> **PROBLEM**
Which lines include the word "styles"? Copy each of them.
[DATA BLOCK start]
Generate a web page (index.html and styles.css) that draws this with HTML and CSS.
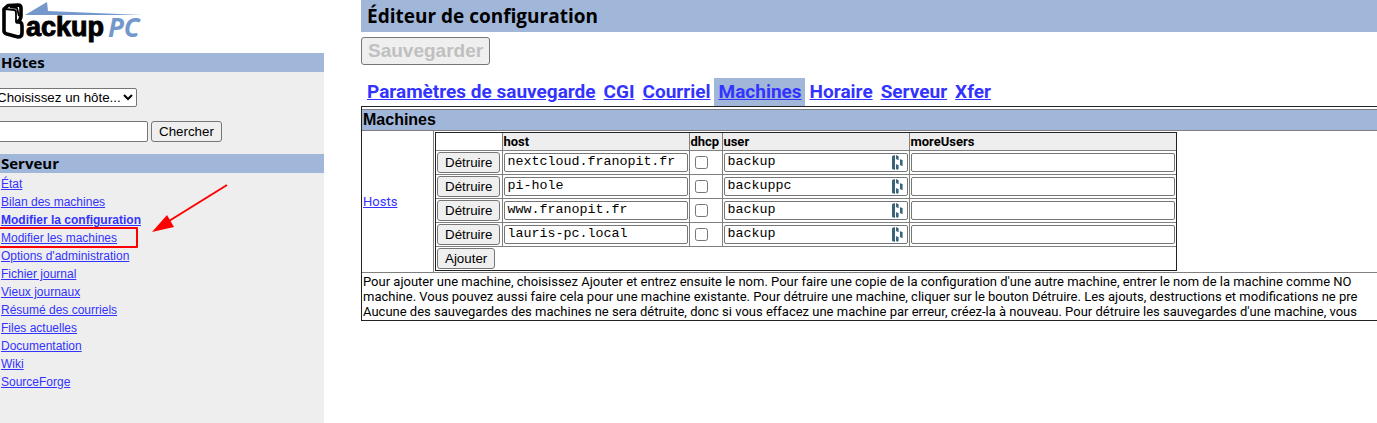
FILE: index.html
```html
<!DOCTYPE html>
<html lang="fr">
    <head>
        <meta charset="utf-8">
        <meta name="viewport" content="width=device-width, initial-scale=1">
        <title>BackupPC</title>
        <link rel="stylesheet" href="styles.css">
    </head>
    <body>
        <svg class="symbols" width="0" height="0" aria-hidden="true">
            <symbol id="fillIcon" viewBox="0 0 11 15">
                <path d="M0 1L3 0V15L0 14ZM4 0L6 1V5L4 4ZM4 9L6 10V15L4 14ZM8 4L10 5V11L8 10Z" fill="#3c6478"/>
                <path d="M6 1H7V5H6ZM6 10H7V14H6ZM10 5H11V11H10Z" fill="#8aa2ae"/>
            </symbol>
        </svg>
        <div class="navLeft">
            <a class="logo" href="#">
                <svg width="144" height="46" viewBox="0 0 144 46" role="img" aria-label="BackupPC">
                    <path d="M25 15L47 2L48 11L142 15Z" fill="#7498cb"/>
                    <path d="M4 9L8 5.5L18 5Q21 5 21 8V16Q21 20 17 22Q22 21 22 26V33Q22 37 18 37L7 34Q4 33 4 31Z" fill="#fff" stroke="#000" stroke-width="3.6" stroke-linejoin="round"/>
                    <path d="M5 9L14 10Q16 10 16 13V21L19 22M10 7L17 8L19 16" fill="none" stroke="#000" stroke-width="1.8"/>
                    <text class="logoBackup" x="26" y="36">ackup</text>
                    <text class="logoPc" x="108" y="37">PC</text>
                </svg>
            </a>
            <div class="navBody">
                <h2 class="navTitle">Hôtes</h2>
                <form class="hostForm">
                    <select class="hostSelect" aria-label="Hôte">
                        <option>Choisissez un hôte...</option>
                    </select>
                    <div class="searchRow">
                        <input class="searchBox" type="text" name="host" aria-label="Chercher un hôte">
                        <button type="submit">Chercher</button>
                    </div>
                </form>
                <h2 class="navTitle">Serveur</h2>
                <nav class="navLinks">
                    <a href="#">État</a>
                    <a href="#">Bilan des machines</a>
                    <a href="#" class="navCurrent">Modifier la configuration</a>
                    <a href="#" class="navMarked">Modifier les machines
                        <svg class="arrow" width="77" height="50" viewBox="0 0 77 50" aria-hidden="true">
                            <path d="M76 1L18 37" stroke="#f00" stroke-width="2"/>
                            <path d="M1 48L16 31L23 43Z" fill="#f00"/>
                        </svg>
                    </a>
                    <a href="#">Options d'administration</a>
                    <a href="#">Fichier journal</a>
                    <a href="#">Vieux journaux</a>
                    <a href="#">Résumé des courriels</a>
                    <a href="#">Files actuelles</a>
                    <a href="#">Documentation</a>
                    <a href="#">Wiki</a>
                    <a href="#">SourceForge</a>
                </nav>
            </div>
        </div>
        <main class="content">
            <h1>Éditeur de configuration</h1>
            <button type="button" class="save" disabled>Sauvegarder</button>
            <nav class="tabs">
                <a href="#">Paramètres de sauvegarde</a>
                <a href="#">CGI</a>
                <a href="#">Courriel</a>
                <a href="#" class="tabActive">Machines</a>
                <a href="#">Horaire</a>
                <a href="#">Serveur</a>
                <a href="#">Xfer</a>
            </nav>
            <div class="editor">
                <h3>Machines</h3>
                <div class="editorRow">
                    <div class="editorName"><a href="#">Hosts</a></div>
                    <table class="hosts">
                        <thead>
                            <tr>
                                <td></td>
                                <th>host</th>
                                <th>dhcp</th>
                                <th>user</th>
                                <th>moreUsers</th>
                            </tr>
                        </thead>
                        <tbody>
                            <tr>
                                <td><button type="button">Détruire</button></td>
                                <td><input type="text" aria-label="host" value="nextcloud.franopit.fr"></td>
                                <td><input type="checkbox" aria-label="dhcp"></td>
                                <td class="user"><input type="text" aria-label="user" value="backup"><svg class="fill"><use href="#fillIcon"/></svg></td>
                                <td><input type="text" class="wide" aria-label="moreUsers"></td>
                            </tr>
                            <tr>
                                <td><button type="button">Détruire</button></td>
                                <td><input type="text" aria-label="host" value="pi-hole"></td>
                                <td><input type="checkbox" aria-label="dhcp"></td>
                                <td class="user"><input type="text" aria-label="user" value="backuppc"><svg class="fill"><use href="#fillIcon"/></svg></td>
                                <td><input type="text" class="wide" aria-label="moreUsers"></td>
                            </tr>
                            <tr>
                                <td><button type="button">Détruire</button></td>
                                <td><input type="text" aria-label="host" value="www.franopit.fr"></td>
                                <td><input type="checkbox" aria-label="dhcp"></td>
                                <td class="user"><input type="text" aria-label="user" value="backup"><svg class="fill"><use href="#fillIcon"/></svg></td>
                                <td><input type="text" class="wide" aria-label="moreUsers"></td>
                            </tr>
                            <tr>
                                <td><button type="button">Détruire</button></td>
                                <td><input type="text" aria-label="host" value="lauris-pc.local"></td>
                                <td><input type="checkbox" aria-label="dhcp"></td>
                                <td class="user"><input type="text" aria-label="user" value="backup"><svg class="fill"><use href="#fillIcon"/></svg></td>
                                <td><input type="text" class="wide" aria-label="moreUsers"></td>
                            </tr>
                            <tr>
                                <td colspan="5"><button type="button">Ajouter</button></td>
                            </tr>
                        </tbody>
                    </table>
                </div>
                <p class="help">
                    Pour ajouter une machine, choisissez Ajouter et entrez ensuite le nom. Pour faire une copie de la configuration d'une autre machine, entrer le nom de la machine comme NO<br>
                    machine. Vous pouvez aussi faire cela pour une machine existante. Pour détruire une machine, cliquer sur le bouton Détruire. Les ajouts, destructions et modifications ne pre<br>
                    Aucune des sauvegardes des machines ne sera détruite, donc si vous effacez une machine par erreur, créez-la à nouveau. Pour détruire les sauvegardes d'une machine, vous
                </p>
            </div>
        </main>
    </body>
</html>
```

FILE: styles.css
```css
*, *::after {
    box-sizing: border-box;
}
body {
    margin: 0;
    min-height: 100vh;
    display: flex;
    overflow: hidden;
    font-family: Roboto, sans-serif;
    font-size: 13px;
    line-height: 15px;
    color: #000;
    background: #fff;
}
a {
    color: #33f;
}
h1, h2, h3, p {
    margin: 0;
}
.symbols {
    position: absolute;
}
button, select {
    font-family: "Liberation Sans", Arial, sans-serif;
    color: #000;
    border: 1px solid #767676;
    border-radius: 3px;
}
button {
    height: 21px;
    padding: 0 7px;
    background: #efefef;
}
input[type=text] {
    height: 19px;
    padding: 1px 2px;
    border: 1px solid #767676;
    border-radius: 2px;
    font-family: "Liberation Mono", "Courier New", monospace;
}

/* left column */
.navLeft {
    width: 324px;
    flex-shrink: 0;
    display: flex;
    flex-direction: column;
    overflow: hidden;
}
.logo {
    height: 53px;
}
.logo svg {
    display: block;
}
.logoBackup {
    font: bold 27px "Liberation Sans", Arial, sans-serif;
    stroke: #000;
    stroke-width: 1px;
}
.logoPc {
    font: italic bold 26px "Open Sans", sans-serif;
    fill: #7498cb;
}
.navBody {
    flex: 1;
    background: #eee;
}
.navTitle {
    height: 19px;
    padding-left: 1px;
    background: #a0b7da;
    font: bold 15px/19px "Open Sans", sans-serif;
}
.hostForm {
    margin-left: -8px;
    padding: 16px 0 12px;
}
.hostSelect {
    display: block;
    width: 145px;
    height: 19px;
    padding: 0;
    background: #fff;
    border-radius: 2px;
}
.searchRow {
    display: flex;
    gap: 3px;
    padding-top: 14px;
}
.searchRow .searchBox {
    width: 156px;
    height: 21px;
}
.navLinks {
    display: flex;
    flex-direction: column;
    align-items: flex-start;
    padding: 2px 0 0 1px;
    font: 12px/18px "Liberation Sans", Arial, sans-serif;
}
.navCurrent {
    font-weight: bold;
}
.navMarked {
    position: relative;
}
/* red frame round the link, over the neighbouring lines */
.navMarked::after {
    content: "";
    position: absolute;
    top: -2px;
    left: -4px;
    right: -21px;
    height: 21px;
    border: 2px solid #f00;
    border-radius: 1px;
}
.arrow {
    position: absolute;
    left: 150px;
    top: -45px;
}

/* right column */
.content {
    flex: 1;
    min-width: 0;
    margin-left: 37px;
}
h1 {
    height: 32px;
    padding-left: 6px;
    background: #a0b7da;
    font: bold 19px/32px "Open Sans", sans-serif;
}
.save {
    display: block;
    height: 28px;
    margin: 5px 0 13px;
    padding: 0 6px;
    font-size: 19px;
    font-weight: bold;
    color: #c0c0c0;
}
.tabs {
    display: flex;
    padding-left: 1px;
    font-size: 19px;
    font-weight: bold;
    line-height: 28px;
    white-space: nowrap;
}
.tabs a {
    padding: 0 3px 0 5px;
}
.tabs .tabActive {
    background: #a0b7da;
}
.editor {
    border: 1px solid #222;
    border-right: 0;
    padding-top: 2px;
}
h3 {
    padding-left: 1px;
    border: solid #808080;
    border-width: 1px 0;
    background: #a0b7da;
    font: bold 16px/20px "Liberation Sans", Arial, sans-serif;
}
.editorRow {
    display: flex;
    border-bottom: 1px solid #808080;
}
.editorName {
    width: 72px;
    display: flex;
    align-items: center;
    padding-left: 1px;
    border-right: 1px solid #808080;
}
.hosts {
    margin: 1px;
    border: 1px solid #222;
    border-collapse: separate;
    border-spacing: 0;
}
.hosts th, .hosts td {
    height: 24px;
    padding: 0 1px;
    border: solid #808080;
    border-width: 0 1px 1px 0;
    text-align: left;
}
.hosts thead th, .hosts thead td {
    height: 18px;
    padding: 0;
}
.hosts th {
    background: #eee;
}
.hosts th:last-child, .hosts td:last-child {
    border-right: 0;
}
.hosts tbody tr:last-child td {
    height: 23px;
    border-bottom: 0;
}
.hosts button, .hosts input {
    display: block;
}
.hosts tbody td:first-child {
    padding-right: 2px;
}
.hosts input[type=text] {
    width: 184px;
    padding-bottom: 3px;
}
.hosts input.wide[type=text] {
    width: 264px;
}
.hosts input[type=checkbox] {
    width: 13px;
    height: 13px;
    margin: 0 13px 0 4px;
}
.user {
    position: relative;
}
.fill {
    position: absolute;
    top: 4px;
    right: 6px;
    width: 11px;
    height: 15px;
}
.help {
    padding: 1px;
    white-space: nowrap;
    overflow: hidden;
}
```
[DATA BLOCK end]
> **RESULT**
Generate a web page (index.html and styles.css) that draws this with HTML and CSS.
        <link rel="stylesheet" href="styles.css">
FILE: styles.css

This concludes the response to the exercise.